Stored data:
+---+
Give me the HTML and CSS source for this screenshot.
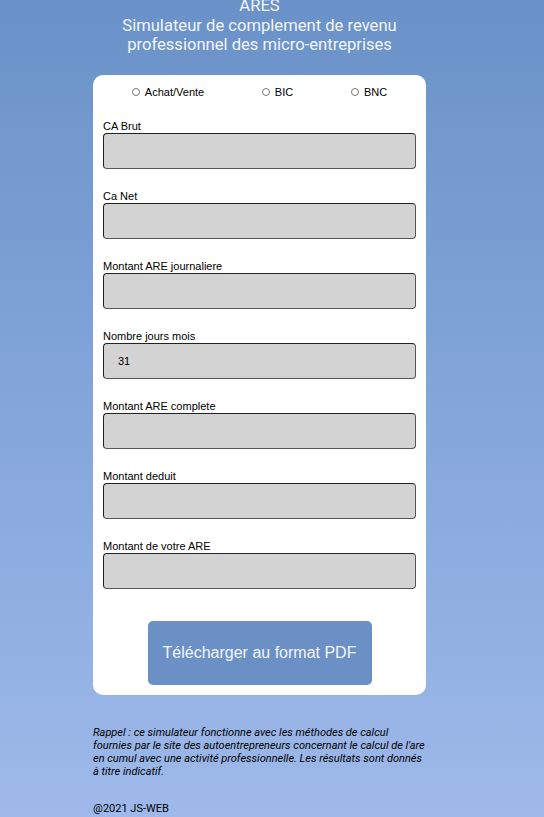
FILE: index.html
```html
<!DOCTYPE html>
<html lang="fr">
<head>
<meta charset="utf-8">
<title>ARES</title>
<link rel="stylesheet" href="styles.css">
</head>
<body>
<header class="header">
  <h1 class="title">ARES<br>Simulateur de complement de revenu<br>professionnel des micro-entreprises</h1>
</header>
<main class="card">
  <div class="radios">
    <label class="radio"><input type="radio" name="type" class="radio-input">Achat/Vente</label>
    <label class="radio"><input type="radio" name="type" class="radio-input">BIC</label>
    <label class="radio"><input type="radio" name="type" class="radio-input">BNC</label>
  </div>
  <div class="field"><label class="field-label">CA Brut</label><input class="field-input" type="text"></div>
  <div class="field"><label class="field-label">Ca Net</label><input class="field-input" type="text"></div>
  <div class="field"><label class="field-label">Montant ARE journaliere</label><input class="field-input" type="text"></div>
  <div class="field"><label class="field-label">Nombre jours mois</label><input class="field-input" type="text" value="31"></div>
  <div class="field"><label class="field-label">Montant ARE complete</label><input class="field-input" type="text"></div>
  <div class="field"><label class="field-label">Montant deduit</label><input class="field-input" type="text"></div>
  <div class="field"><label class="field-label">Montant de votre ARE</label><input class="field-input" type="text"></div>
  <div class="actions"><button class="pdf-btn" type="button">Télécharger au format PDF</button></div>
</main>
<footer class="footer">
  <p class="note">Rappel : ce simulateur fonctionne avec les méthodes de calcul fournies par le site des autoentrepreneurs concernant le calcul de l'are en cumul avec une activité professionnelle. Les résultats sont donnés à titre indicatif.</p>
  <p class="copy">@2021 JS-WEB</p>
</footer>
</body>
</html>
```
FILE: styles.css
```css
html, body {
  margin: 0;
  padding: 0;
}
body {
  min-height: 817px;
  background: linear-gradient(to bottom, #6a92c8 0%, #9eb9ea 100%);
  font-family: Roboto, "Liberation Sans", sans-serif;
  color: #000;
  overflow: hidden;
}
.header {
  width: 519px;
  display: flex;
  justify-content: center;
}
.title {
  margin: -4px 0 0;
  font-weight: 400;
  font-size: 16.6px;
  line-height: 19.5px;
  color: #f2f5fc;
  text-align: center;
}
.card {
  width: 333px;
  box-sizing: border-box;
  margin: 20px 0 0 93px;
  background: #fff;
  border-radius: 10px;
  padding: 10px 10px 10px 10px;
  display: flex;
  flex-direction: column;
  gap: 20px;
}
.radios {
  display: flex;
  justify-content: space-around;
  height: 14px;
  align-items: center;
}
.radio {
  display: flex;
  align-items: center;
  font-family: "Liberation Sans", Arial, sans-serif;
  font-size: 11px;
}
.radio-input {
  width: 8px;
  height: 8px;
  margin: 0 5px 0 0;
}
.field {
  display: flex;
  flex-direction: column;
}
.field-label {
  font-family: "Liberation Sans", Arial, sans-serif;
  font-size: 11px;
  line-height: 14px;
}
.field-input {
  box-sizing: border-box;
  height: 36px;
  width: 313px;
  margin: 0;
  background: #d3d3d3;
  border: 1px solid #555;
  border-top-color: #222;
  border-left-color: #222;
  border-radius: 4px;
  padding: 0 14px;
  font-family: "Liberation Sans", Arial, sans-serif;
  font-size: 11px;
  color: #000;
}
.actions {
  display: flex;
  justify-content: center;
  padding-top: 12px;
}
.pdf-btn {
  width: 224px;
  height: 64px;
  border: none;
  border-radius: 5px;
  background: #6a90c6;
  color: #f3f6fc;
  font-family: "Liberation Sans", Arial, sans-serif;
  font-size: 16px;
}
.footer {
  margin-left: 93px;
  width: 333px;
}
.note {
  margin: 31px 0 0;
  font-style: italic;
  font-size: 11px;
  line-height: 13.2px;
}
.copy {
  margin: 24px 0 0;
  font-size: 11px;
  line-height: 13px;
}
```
+---+
What you are asked to do: Transcribe all of the material exactly, leaving out whatever pictures it contains.

Solved exercise:
Give me the HTML and CSS source for this screenshot.
FILE: index.html
```html
<!DOCTYPE html>
<html lang="fr">
<head>
<meta charset="utf-8">
<title>ARES</title>
<link rel="stylesheet" href="styles.css">
</head>
<body>
<header class="header">
  <h1 class="title">ARES<br>Simulateur de complement de revenu<br>professionnel des micro-entreprises</h1>
</header>
<main class="card">
  <div class="radios">
    <label class="radio"><input type="radio" name="type" class="radio-input">Achat/Vente</label>
    <label class="radio"><input type="radio" name="type" class="radio-input">BIC</label>
    <label class="radio"><input type="radio" name="type" class="radio-input">BNC</label>
  </div>
  <div class="field"><label class="field-label">CA Brut</label><input class="field-input" type="text"></div>
  <div class="field"><label class="field-label">Ca Net</label><input class="field-input" type="text"></div>
  <div class="field"><label class="field-label">Montant ARE journaliere</label><input class="field-input" type="text"></div>
  <div class="field"><label class="field-label">Nombre jours mois</label><input class="field-input" type="text" value="31"></div>
  <div class="field"><label class="field-label">Montant ARE complete</label><input class="field-input" type="text"></div>
  <div class="field"><label class="field-label">Montant deduit</label><input class="field-input" type="text"></div>
  <div class="field"><label class="field-label">Montant de votre ARE</label><input class="field-input" type="text"></div>
  <div class="actions"><button class="pdf-btn" type="button">Télécharger au format PDF</button></div>
</main>
<footer class="footer">
  <p class="note">Rappel : ce simulateur fonctionne avec les méthodes de calcul fournies par le site des autoentrepreneurs concernant le calcul de l'are en cumul avec une activité professionnelle. Les résultats sont donnés à titre indicatif.</p>
  <p class="copy">@2021 JS-WEB</p>
</footer>
</body>
</html>
```
FILE: styles.css
```css
html, body {
  margin: 0;
  padding: 0;
}
body {
  min-height: 817px;
  background: linear-gradient(to bottom, #6a92c8 0%, #9eb9ea 100%);
  font-family: Roboto, "Liberation Sans", sans-serif;
  color: #000;
  overflow: hidden;
}
.header {
  width: 519px;
  display: flex;
  justify-content: center;
}
.title {
  margin: -4px 0 0;
  font-weight: 400;
  font-size: 16.6px;
  line-height: 19.5px;
  color: #f2f5fc;
  text-align: center;
}
.card {
  width: 333px;
  box-sizing: border-box;
  margin: 20px 0 0 93px;
  background: #fff;
  border-radius: 10px;
  padding: 10px 10px 10px 10px;
  display: flex;
  flex-direction: column;
  gap: 20px;
}
.radios {
  display: flex;
  justify-content: space-around;
  height: 14px;
  align-items: center;
}
.radio {
  display: flex;
  align-items: center;
  font-family: "Liberation Sans", Arial, sans-serif;
  font-size: 11px;
}
.radio-input {
  width: 8px;
  height: 8px;
  margin: 0 5px 0 0;
}
.field {
  display: flex;
  flex-direction: column;
}
.field-label {
  font-family: "Liberation Sans", Arial, sans-serif;
  font-size: 11px;
  line-height: 14px;
}
.field-input {
  box-sizing: border-box;
  height: 36px;
  width: 313px;
  margin: 0;
  background: #d3d3d3;
  border: 1px solid #555;
  border-top-color: #222;
  border-left-color: #222;
  border-radius: 4px;
  padding: 0 14px;
  font-family: "Liberation Sans", Arial, sans-serif;
  font-size: 11px;
  color: #000;
}
.actions {
  display: flex;
  justify-content: center;
  padding-top: 12px;
}
.pdf-btn {
  width: 224px;
  height: 64px;
  border: none;
  border-radius: 5px;
  background: #6a90c6;
  color: #f3f6fc;
  font-family: "Liberation Sans", Arial, sans-serif;
  font-size: 16px;
}
.footer {
  margin-left: 93px;
  width: 333px;
}
.note {
  margin: 31px 0 0;
  font-style: italic;
  font-size: 11px;
  line-height: 13.2px;
}
.copy {
  margin: 24px 0 0;
  font-size: 11px;
  line-height: 13px;
}
```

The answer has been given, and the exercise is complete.